* Instruction:
Return every line below in which "styles" appears.

+ + +

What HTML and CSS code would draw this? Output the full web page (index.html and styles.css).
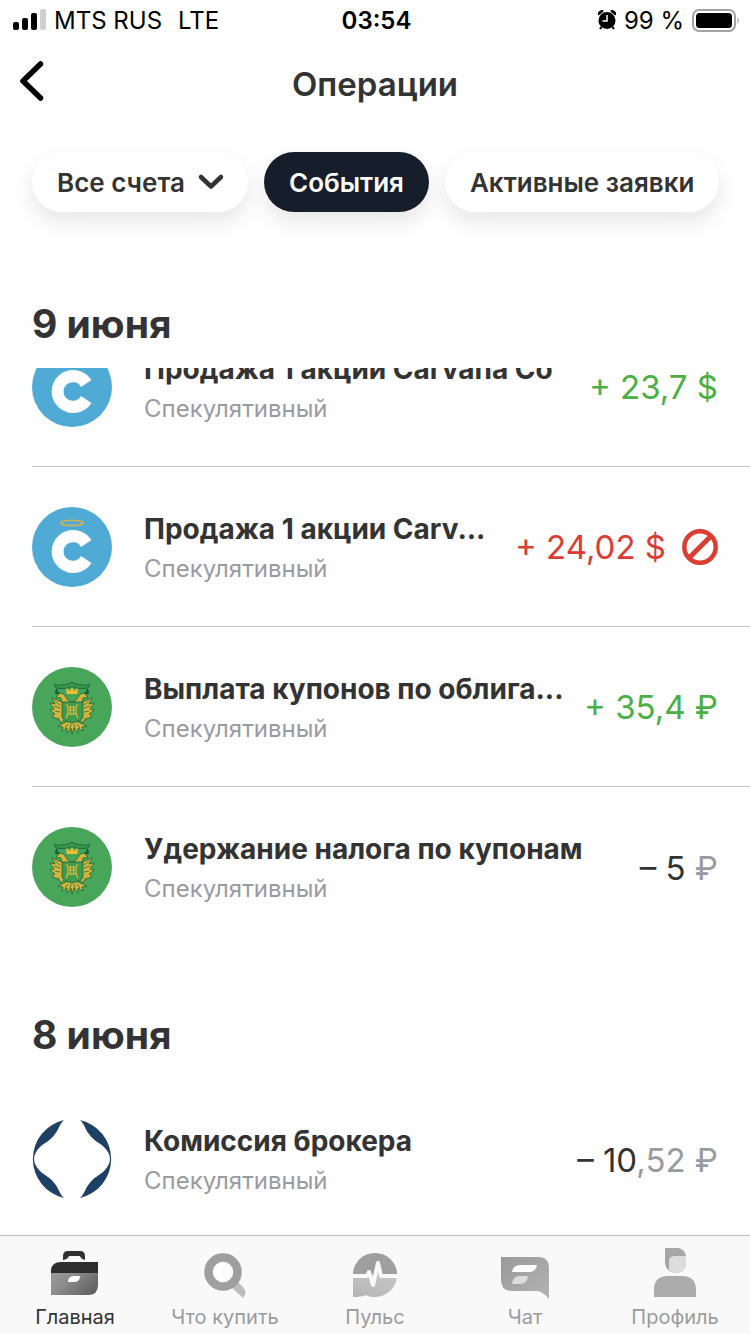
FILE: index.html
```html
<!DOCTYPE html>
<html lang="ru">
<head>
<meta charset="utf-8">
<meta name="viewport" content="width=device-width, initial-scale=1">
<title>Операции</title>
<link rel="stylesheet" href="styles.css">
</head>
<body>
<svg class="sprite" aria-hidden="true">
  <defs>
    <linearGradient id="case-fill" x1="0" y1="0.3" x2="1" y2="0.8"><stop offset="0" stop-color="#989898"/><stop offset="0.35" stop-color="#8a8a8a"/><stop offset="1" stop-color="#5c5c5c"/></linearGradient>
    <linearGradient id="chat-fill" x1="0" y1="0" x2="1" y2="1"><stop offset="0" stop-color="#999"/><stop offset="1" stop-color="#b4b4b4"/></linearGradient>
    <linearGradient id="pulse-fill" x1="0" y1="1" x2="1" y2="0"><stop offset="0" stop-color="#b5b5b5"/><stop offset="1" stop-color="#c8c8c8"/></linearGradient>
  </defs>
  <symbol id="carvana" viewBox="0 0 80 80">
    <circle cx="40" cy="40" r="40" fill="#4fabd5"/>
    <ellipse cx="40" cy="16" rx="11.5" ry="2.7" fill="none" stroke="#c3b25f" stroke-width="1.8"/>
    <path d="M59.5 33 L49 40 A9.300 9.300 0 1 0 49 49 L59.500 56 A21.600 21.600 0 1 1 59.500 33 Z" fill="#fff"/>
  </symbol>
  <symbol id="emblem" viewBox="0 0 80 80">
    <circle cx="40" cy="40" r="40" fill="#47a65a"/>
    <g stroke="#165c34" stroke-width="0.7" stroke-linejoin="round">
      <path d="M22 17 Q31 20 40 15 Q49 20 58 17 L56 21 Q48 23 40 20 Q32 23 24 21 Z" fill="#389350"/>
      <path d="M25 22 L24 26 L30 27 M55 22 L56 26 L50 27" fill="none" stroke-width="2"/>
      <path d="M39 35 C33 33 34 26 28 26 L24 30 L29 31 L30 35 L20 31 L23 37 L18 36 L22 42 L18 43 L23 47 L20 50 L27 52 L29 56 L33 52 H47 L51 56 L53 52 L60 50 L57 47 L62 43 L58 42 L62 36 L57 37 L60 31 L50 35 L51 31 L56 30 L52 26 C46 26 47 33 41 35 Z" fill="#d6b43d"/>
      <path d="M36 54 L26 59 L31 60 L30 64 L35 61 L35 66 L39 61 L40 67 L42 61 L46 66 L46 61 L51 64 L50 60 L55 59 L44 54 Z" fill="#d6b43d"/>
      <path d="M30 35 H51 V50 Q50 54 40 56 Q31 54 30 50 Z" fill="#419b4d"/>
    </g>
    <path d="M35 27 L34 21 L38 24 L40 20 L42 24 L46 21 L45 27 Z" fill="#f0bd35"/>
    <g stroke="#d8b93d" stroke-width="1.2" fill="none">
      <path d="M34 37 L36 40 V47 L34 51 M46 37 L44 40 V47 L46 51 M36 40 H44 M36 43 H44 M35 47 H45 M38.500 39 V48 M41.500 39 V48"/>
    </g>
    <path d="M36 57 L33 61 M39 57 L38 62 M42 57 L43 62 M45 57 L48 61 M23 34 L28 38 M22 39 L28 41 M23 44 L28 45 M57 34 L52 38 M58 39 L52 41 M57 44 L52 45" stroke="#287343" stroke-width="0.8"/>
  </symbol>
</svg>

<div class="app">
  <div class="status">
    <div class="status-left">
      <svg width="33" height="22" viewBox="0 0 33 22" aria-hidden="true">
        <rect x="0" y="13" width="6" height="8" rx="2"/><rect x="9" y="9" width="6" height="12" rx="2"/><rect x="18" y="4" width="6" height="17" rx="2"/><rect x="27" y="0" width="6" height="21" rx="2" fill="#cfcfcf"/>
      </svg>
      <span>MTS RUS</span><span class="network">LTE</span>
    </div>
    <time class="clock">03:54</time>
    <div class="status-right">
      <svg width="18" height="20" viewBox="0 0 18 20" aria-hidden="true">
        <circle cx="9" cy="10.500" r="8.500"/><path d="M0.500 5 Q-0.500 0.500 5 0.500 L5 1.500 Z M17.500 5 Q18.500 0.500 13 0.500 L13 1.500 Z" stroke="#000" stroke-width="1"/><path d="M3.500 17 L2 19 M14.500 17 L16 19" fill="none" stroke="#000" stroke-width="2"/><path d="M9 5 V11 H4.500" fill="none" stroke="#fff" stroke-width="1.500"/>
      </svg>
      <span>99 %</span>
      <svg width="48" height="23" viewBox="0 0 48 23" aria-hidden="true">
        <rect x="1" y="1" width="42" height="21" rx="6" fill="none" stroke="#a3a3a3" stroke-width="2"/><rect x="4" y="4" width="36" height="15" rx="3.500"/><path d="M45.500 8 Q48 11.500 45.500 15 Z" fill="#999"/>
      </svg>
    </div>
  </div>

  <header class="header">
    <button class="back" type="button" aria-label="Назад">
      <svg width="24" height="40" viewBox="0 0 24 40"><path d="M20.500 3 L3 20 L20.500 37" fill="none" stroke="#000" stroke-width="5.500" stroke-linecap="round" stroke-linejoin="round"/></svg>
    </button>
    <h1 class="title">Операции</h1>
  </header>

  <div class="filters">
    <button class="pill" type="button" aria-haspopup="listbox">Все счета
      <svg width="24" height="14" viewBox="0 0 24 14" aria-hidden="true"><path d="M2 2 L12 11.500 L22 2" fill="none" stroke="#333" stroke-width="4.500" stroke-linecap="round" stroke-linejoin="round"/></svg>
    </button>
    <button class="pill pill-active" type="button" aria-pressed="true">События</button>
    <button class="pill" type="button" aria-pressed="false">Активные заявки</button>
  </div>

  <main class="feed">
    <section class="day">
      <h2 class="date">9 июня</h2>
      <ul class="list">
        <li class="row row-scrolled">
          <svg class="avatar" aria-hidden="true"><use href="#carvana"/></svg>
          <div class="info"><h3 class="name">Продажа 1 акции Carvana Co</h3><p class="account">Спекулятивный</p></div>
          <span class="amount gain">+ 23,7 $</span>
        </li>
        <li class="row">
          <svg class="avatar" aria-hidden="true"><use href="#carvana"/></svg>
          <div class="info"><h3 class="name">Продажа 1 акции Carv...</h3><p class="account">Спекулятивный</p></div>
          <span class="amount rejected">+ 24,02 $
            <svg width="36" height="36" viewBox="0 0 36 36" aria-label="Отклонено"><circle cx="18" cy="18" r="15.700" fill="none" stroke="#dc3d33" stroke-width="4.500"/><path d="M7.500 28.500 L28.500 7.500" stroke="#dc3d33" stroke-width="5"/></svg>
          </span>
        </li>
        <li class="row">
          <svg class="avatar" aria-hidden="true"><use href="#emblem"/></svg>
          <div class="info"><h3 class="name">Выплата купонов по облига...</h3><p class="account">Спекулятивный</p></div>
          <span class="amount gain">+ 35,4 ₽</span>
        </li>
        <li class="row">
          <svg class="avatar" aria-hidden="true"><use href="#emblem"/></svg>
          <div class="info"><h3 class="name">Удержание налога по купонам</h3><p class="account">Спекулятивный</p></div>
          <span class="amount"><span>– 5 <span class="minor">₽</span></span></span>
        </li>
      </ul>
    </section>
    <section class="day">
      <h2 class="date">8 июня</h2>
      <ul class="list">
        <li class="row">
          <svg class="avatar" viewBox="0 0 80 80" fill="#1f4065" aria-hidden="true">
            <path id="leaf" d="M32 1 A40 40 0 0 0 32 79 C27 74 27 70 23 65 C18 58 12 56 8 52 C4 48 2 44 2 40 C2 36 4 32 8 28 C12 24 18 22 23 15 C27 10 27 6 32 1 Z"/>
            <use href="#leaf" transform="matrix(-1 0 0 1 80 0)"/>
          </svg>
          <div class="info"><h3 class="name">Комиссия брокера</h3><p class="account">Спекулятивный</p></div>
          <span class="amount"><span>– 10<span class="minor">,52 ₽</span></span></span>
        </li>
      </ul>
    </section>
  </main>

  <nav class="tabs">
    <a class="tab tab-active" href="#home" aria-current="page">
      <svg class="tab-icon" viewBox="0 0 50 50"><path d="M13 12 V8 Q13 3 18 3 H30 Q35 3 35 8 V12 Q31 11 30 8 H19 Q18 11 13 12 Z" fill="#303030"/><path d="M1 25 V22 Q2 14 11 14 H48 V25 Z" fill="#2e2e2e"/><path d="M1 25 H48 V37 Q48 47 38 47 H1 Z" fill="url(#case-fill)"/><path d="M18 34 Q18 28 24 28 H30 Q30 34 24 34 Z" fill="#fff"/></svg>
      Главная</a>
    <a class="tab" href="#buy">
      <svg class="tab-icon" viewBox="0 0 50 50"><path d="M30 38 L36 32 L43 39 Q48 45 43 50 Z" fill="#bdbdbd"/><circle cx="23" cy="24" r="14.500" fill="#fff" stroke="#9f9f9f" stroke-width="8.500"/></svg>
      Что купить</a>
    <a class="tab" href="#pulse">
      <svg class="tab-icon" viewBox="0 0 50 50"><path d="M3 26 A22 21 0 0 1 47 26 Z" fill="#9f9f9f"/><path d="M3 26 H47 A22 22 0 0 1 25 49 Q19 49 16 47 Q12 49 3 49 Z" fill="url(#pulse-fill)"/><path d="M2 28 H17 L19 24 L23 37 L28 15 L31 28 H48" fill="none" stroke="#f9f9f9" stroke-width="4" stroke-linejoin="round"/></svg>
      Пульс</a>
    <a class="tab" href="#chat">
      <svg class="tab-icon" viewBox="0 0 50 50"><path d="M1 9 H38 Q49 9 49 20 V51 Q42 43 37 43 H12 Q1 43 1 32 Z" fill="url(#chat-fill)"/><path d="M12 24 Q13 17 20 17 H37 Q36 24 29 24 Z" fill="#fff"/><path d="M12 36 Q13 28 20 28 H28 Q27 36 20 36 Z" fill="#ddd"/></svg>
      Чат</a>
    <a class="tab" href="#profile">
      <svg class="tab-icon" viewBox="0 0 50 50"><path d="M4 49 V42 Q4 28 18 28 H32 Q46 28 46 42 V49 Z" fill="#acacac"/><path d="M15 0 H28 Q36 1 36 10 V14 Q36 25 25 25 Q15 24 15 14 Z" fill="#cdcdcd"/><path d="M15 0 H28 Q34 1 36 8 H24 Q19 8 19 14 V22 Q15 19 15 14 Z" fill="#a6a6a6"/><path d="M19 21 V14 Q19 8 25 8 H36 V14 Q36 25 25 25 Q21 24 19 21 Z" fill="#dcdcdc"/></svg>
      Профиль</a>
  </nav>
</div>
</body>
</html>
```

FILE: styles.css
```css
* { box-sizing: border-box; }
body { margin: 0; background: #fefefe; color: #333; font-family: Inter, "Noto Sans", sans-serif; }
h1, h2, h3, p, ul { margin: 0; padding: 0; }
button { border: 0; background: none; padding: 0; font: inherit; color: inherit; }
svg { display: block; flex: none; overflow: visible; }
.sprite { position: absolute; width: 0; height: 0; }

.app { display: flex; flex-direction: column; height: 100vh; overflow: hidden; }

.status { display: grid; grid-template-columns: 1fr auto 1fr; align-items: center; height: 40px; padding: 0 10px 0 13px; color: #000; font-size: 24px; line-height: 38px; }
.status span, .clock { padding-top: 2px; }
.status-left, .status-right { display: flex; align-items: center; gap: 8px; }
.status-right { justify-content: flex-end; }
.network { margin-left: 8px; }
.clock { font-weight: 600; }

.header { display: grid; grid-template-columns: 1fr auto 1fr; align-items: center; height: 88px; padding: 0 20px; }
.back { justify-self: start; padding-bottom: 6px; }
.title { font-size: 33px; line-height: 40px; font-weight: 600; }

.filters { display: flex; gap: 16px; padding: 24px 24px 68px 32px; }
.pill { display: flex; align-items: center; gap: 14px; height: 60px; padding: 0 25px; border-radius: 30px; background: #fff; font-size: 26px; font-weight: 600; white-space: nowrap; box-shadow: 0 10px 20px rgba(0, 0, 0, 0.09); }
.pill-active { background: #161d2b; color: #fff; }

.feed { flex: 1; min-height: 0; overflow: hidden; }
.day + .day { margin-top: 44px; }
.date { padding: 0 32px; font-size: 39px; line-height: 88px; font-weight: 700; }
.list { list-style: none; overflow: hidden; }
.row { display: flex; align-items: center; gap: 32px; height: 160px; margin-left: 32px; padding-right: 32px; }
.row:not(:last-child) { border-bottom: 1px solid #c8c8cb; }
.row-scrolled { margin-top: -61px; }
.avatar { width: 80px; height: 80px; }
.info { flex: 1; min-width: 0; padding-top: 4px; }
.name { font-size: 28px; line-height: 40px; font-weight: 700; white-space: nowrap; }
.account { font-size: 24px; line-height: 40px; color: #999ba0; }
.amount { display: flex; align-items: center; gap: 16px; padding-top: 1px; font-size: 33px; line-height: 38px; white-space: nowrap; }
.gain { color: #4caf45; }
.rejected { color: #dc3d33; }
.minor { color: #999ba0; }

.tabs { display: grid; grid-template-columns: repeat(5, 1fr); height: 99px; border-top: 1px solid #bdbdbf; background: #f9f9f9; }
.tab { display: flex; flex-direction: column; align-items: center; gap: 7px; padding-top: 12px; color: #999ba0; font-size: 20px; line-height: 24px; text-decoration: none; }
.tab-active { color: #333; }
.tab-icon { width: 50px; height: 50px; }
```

+ + +

* Finished answer:
What HTML and CSS code would draw this? Output the full web page (index.html and styles.css).
<link rel="stylesheet" href="styles.css">
FILE: styles.css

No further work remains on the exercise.